Interesting article today on econsultancy all about the Express newspaper group flogging off links to advertisers, in piss poor advertorial copy. And there was me thinking that this type of bottom-feeding revenue generation went out of fashion about the time went bust. You can even see a "list of shame" for those advertisers who have gone along with this at the econsultancy article.

But I can't say I'm surprised - the the and the website still uses popunders (remember them?) to some of the pikiest sites (online bingo anyone?); and the Express site hides links to commercial partners in the left hand main nav bar for their site. To help the user experience, each page is totally covered in ads and sponsored links, and to be honest looks a complete and utter mess. It's sometimes difficult to tell where the content finished and the advertising starts - mind you this might not be surprising when you consider the offline products, and the demographic of their readership (again, online bingo anyone?).

However, above all, this really does highlight a problem for newspapers - just how are you going to make money now, when circulation for your offline product is dropping, and people can get online news for free in real time elsewhere?
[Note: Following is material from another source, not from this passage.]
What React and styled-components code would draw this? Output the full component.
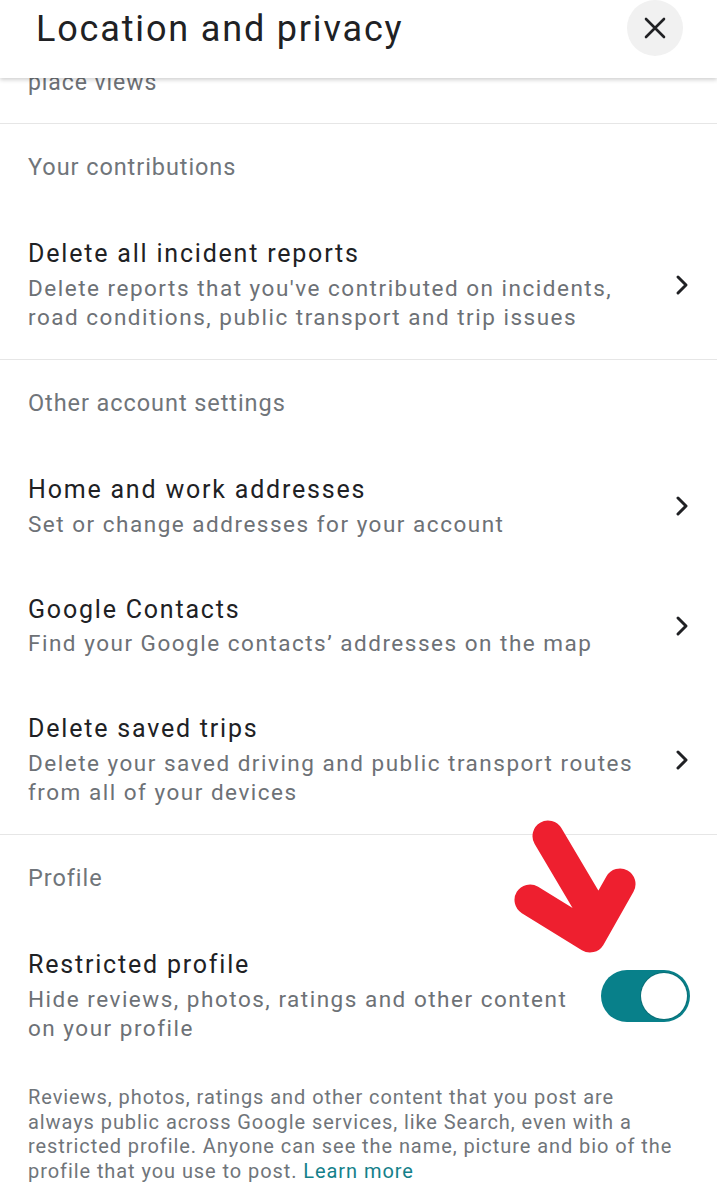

The Murdoch solution to this is paywalls. Fine for a bit of short term revenue generation, but this really doesn't have any long term future. In my last job, we used to take the temperature of online reputation influencers on a regular basis, and one of the surprises that kept coming up was how little people referred to publications like the Wall Street Journal, where users were charged to view content. This isn't good for these publications in the long term - if you can't share content or show off the quality of your editorial, not only will you lose off line readers, but your reputation as a quality publication online is in jeopardy. If companies like mine didn't see you as a key influencer (because people couldn't share your content) why would be engage with your journalists?

And the WSJ example is probably not even fair - it's a specialised publication aimed at a professional community who are used to paying for content. How this is expected to work for Joe Public is yet another question. After all, if would I want to pay (or could I even afford) a subscription to see a site that's covered in ads for dating, payday loans and betting sites?

Online bingo anyone?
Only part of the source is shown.